Emily laughed — then stopped herself. "I'm sorry. I didn't know it was just the two of you."
"It's alright. Now you do."
They walked the rest of the way in comfortable quiet. When they reached her door Kagekami slowed.
"I'll head off from here. I'll see you next time."
He turned to go. Emily opened her arms.
He paused, then stepped back and hugged her. She held on for a moment — properly, the way you hold someone when you mean it — and spoke quietly into his shoulder.
"Thank you for keeping your promise."
"Of course," he said.
He stepped back and left. Emily stood at her door and watched him go until he turned the corner.
Then she smiled and went inside.
The street was quiet around him, the city winding down, pools of light from the lamp posts marking his path home. His phone buzzed.
He picked up.
"What is taking you so long?" Saito's voice came through at a volume that suggested she had been waiting longer than she wanted to admit.
"A lot happened today. I'm on my way." He paused. "Actually — hold on. Are you missing me right now? Is that what this is?"
"Absolutely not."
"Then I won't come."
"Fine."
Kagekami held the phone away from his ear slightly and kept walking. A few seconds passed.
Then, very quietly — so quietly he almost missed it — "Kagekami. I need you here."
He smiled at the pavement. "I'm on my way. I'll call when I'm close."
He ended the call and kept walking, hands back in his pockets.
That's strange, he thought. I should still feel terrible about the rejection. But I don't. It's like I put something down that I'd been carrying for a long time without realising it.
He closed his eyes as he walked, letting the night air settle around him.
Her place is pretty far though. She still has that ridiculous television — the one with the enormous back on it, like something from another century—
He walked into something solid.
He opened his eyes.
He was standing in Saito's living room. The television — enormous, deep-backed, exactly as he had been picturing it — was directly in front of him, and he had walked straight into the corner of it.

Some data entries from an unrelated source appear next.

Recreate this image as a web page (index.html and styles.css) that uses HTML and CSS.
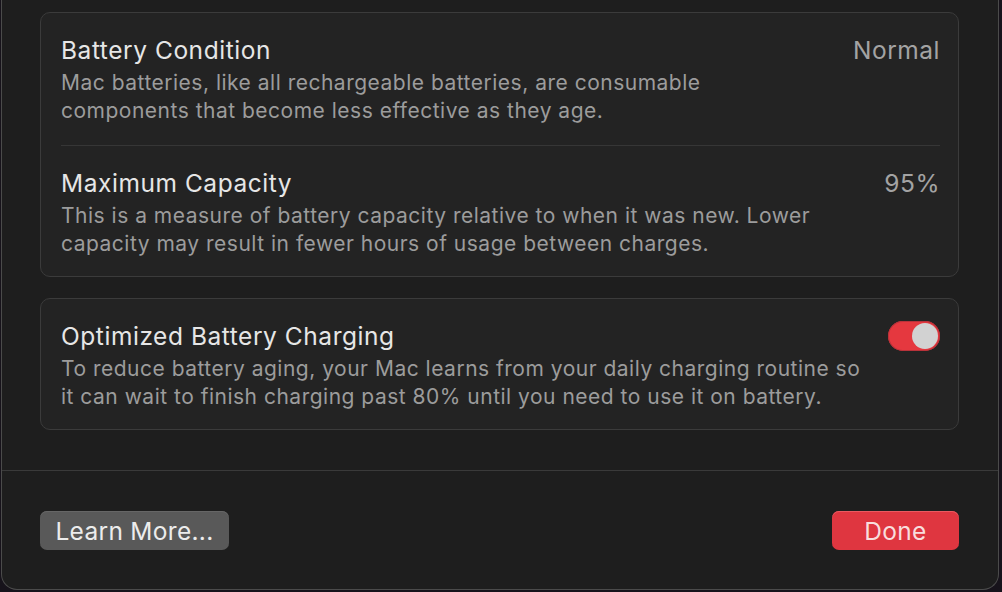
FILE: index.html
```html
<!DOCTYPE html>
<html>
<head>
<meta charset="utf-8">
<link rel="stylesheet" href="styles.css">
</head>
<body>
<div class="window">
  <div class="content">
    <section class="card">
      <div class="row">
        <div class="text">
          <div class="title">Battery Condition</div>
          <div class="desc">Mac batteries, like all rechargeable batteries, are consumable<br>components that become less effective as they age.</div>
        </div>
        <div class="value">Normal</div>
      </div>
      <div class="sep"></div>
      <div class="row">
        <div class="text">
          <div class="title">Maximum Capacity</div>
          <div class="desc">This is a measure of battery capacity relative to when it was new. Lower<br>capacity may result in fewer hours of usage between charges.</div>
        </div>
        <div class="value">95%</div>
      </div>
    </section>
    <section class="card">
      <div class="row">
        <div class="text">
          <div class="title">Optimized Battery Charging</div>
          <div class="desc">To reduce battery aging, your Mac learns from your daily charging routine so<br>it can wait to finish charging past 80% until you need to use it on battery.</div>
        </div>
        <div class="toggle"><div class="knob"></div></div>
      </div>
    </section>
  </div>
  <div class="footer">
    <button class="btn secondary">Learn More...</button>
    <button class="btn primary">Done</button>
  </div>
</div>
</body>
</html>
```
FILE: styles.css
```css
html, body {
  margin: 0;
  padding: 0;
  background: #17131b;
  height: 592px;
  overflow: hidden;
  font-family: Inter, "Noto Sans", "Liberation Sans", sans-serif;
}
.window {
  margin-left: 1px;
  width: 996px;
  height: 589px;
  background: #1e1e1e;
  border: 1px solid #4b4b4b;
  border-top: none;
  border-radius: 0 0 16px 16px;
  display: flex;
  flex-direction: column;
}
.content {
  padding: 12px 39px 0 38px;
  display: flex;
  flex-direction: column;
  gap: 21px;
  height: 471px;
  box-sizing: border-box;
  border-bottom: 1px solid #3a3a3a;
}
.card {
  background: #232323;
  border: 1px solid #3b3b3b;
  border-radius: 10px;
  padding: 0 18px 0 20px;
}
.row {
  display: flex;
  justify-content: space-between;
  align-items: flex-start;
  padding: 21px 0 20px;
}
.row:last-child {
  padding-bottom: 18px;
}
.title {
  color: #e6e6e6;
  font-size: 24.5px;
  line-height: 32px;
  letter-spacing: 0.55px;
}
.desc {
  margin-top: 3px;
  color: #9c9c9c;
  font-size: 21px;
  line-height: 28px;
  letter-spacing: 0.5px;
}
.value {
  color: #a3a3a3;
  font-size: 24.5px;
  line-height: 32px;
  letter-spacing: 0.5px;
}
.sep {
  height: 1px;
  background: #363636;
}
.toggle {
  width: 52px;
  height: 30px;
  margin-top: 1px;
  border-radius: 15px;
  background: #e5383f;
  box-shadow: inset 0 0 0 1px #b8323a;
  position: relative;
  flex: none;
}
.knob {
  position: absolute;
  right: 2px;
  top: 2px;
  width: 26px;
  height: 26px;
  border-radius: 50%;
  background: #d2d2d2;
}
.footer {
  display: flex;
  justify-content: space-between;
  padding: 40px 39px 0 38px;
}
.btn {
  font-family: inherit;
  border: none;
  height: 39px;
  border-radius: 7px;
  font-size: 24.5px;
  letter-spacing: 0.3px;
  padding: 0;
  color: #ececec;
}
.secondary {
  width: 189px;
  background: #595959;
  box-shadow: inset 0 1px 0 #666;
}
.primary {
  width: 127px;
  background: #df3640;
  color: #f8dede;
  box-shadow: inset 0 1px 0 #ea5a61;
}
```
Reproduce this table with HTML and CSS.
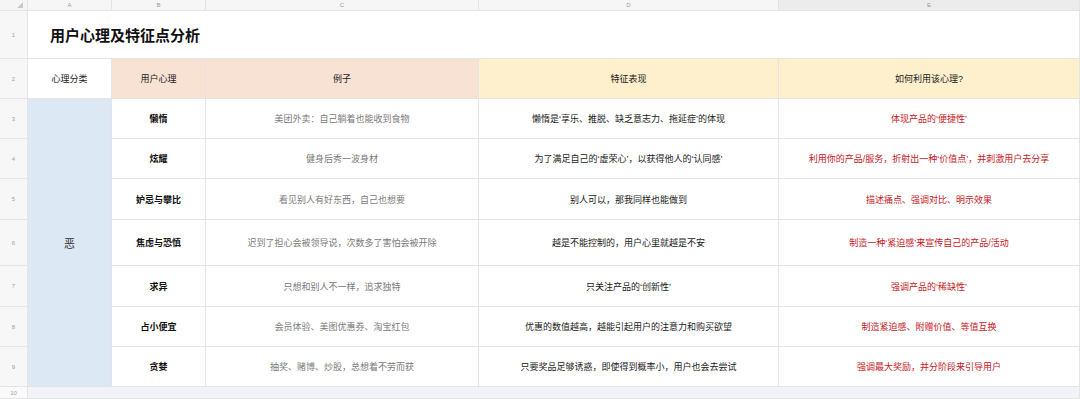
FILE: index.html
```html
<!DOCTYPE html>
<html lang="zh">
<head>
<meta charset="utf-8">
<link rel="stylesheet" href="styles.css">
</head>
<body>
<div class="sheet">
  <div class="corner"><span class="tri"></span></div>
  <div class="colh">A</div>
  <div class="colh">B</div>
  <div class="colh">C</div>
  <div class="colh">D</div>
  <div class="colh sel">E</div>

  <div class="rowh">1</div>
  <div class="title">用户心理及特征点分析</div>

  <div class="rowh">2</div>
  <div class="cell hd">心理分类</div>
  <div class="cell hd peach">用户心理</div>
  <div class="cell hd peach">例子</div>
  <div class="cell hd yellow">特征表现</div>
  <div class="cell hd yellow">如何利用该心理?</div>

  <div class="rowh">3</div>
  <div class="cell cat">恶</div>
  <div class="cell b">懒惰</div>
  <div class="cell c">美团外卖：自己躺着也能收到食物</div>
  <div class="cell d">懒惰是‘享乐、推脱、缺乏意志力、拖延症’的体现</div>
  <div class="cell e">体现产品的‘便捷性’</div>

  <div class="rowh">4</div>
  <div class="cell b">炫耀</div>
  <div class="cell c">健身后秀一波身材</div>
  <div class="cell d">为了满足自己的‘虚荣心’，以获得他人的‘认同感’</div>
  <div class="cell e">利用你的产品/服务，折射出一种‘价值点’，并刺激用户去分享</div>

  <div class="rowh">5</div>
  <div class="cell b">妒忌与攀比</div>
  <div class="cell c">看见别人有好东西，自己也想要</div>
  <div class="cell d">别人可以，那我同样也能做到</div>
  <div class="cell e">描述痛点、强调对比、明示效果</div>

  <div class="rowh">6</div>
  <div class="cell b">焦虑与恐慎</div>
  <div class="cell c">迟到了担心会被领导说，次数多了害怕会被开除</div>
  <div class="cell d">越是不能控制的，用户心里就越是不安</div>
  <div class="cell e">制造一种‘紧迫感’来宣传自己的产品/活动</div>

  <div class="rowh">7</div>
  <div class="cell b">求异</div>
  <div class="cell c">只想和别人不一样，追求独特</div>
  <div class="cell d">只关注产品的‘创新性’</div>
  <div class="cell e">强调产品的‘稀缺性’</div>

  <div class="rowh">8</div>
  <div class="cell b">占小便宜</div>
  <div class="cell c">会员体验、美图优惠券、淘宝红包</div>
  <div class="cell d">优惠的数值越高，越能引起用户的注意力和购买欲望</div>
  <div class="cell e">制造紧迫感、附赠价值、等值互换</div>

  <div class="rowh">9</div>
  <div class="cell b">贪婪</div>
  <div class="cell c">抽奖、赌博、炒股，总想着不劳而获</div>
  <div class="cell d">只要奖品足够诱惑，即使得到概率小，用户也会去尝试</div>
  <div class="cell e">强调最大奖励，并分阶段来引导用户</div>

  <div class="rowh last">10</div>
  <div class="blank"></div>
</div>
</body>
</html>
```

FILE: styles.css
```css
html, body {
  margin: 0;
  padding: 0;
  background: #ffffff;
}

body {
  font-family: "Liberation Sans", "Noto Sans CJK SC", sans-serif;
  color: #222;
}

.sheet {
  width: 1080px;
  height: 399px;
  overflow: hidden;
  display: grid;
  grid-template-columns: 28px 84px 94px 273px 300px 301px;
  grid-template-rows: 11px 48px 40px 40px 40px 41px 46px 41px 40px 40px 12px;
}

.sheet > div {
  box-sizing: border-box;
  border-right: 1px solid #e4e4e4;
  border-bottom: 1px solid #e4e4e4;
  display: flex;
  align-items: center;
  justify-content: center;
}

.corner {
  background: #f5f5f5;
  justify-content: flex-end !important;
  align-items: flex-end !important;
  padding: 0 4px 2px 0;
}

.tri {
  width: 0;
  height: 0;
  border-left: 6px solid transparent;
  border-bottom: 6px solid #c9c9c9;
}

.colh {
  background: #f6f6f6;
  color: #9a9a9a;
  font-size: 6px;
}

.colh.sel {
  background: #ececec;
}

.rowh {
  background: #f7f7f7;
  color: #a0a0a0;
  font-size: 6px;
}

.rowh.last {
  background: #fafafa;
}

.title {
  grid-column: 2 / 7;
  justify-content: flex-start !important;
  padding-left: 22px;
  font-size: 15px;
  font-weight: 700;
  color: #111;
  background: #fff;
}

.cell {
  font-size: 9px;
  white-space: nowrap;
}

.hd {
  color: #222;
}

.peach {
  background: #f8e2d3;
}

.yellow {
  background: #fef0cd;
}

.cat {
  grid-row: 4 / 11;
  grid-column: 2;
  background: #dde8f5;
  font-size: 11px;
  color: #333;
}

.b {
  font-weight: 700;
  color: #111;
}

.c {
  color: #7a7a7a;
}

.d {
  color: #1a1a1a;
}

.e {
  color: #c8161d;
}

.blank {
  grid-column: 2 / 7;
  background: #f1f3f6;
}
```
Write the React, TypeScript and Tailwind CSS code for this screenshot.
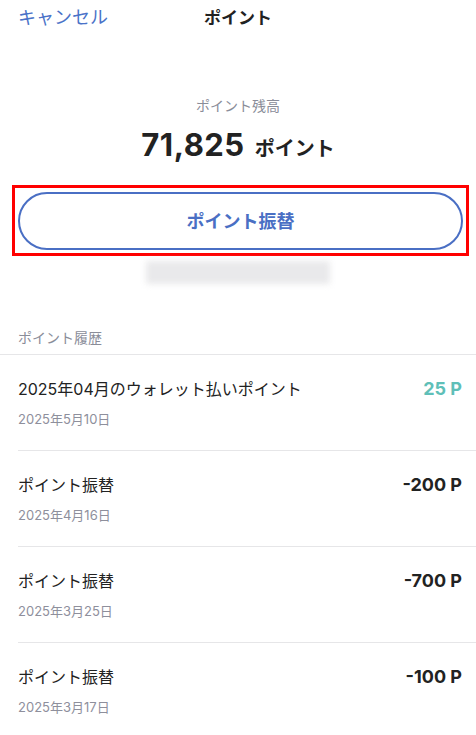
import React from 'react';

interface HistoryItem {
  title: string;
  date: string;
  amount: string;
  positive?: boolean;
}

const history: HistoryItem[] = [
  { title: '2025年04月のウォレット払いポイント', date: '2025年5月10日', amount: '25 P', positive: true },
  { title: 'ポイント振替', date: '2025年4月16日', amount: '-200 P' },
  { title: 'ポイント振替', date: '2025年3月25日', amount: '-700 P' },
  { title: 'ポイント振替', date: '2025年3月17日', amount: '-100 P' },
];

const font = { fontFamily: 'Inter, "Noto Sans CJK JP", sans-serif' };

export default function App() {
  return (
    <div className="w-[476px] h-[735px] bg-white overflow-hidden text-[#222]" style={font}>
      {/* header */}
      <div className="grid grid-cols-[1fr_auto_1fr] items-center h-[36px] px-[18px]">
        <span className="text-[18px] text-[#4a72c8] leading-none">キャンセル</span>
        <span className="text-[17px] font-bold leading-none">ポイント</span>
        <span />
      </div>

      {/* balance */}
      <div className="flex flex-col items-center pt-[60px]">
        <span className="text-[14px] leading-[20px] text-[#8a8d99]">ポイント残高</span>
        <div className="flex items-baseline gap-[10px] mt-[13px] leading-none">
          <span className="text-[31px] font-bold tracking-[0.5px]">71,825</span>
          <span className="text-[20px] font-bold">ポイント</span>
        </div>
      </div>

      {/* transfer button */}
      <div className="ml-[12px] mr-[7px] mt-[25px] border-[3px] border-[#ff0000] pt-[4px] pb-[3px] px-[3px]">
        <button className="w-full h-[58px] rounded-full border-2 border-[#4a6fc4] flex items-center justify-center text-[18px] font-bold text-[#4a6fc4]">
          ポイント振替
        </button>
      </div>

      <div className="flex justify-center mt-[5px]">
        <div className="w-[184px] h-[23px] bg-[#e9e9eb] blur-[3px]" />
      </div>

      {/* history */}
      <div className="mt-[41px] px-[18px] pb-[5px]">
        <span className="text-[14px] leading-[20px] text-[#8a8d99]">ポイント履歴</span>
      </div>
      <div className="border-t border-[#e6e6e8]">
        {history.map((item, i) => (
          <div key={i} className="ml-[18px] border-b border-[#e6e6e8]">
            <div className="flex justify-between pt-[22px] pb-[22px] pr-[14px]">
              <div className="flex flex-col">
                <span className="text-[16px] leading-[24px]">{item.title}</span>
                <span className="text-[13px] leading-[18px] mt-[9px] text-[#8e8f9c]">{item.date}</span>
              </div>
              <span
                className={`text-[18px] font-bold leading-[24px] ${
                  item.positive ? 'text-[#5fbfb8]' : 'text-[#222]'
                }`}
              >
                {item.amount}
              </span>
            </div>
          </div>
        ))}
      </div>
    </div>
  );
}
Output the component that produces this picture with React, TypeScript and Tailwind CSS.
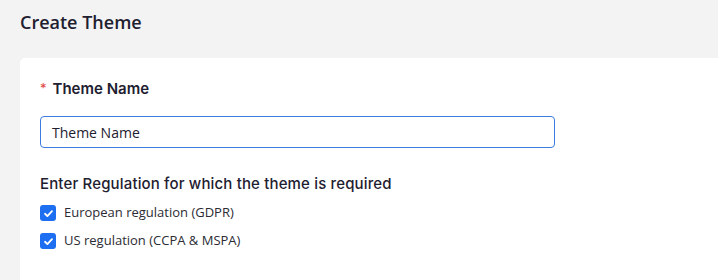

Saito was on the sofa. She looked at him. He looked at her. Neither of them spoke for a moment.
"What," Saito said, "is this supposed to be."
"I was walking," Kagekami said. "And then I was here."
"You were walking down the street and you appeared in my living room."
"Yes."
"Did you join a cult?"
"No." He looked around the room, genuinely trying to work out what had happened. "Before I appeared — what did you see?"
Saito stood up slowly. Her hand had moved to her sword without her fully deciding to put it there. "There was a thick black fog. It gathered in the corner of the room and then you were just — in it." Her grip on the hilt tightened. "Are you sure about the cult?"
"Put the sword down." He held up a hand. "I'm not in a cult."
He closed his eyes.
I thought about her television before I appeared here. I was thinking about this specific place and then I was in it.
He let the thought settle. Then he reached for it deliberately — the darkness that lived at the edges of him, the thing Darkness had said would grow — and he pulled it inward, let it build around him slowly.
Saito watched. The air around him shifted — a low, dark fog curling outward from somewhere beneath his skin, thickening, swallowing his outline. She took one step back and kept her hand on the sword and said nothing.
Then he was gone.
The fog dispersed. The living room was empty.
Saito stood there for a moment. Then she walked to the back door and opened it.
Kagekami was standing in the garden behind the house, eyes open, breathing hard, looking at his own hands like they belonged to someone he was just meeting for the first time.
Then he looked up and let out a sound that was somewhere between a shout and a laugh — pure disbelieving excitement, the kind that doesn't know what to do with itself.
Saito looked at him. Something shifted in her expression — the particular calculation of someone who has just seen a new variable enter the equation.
She drew her sword.
"Let's see what you can do with that," she said — and launched herself at him.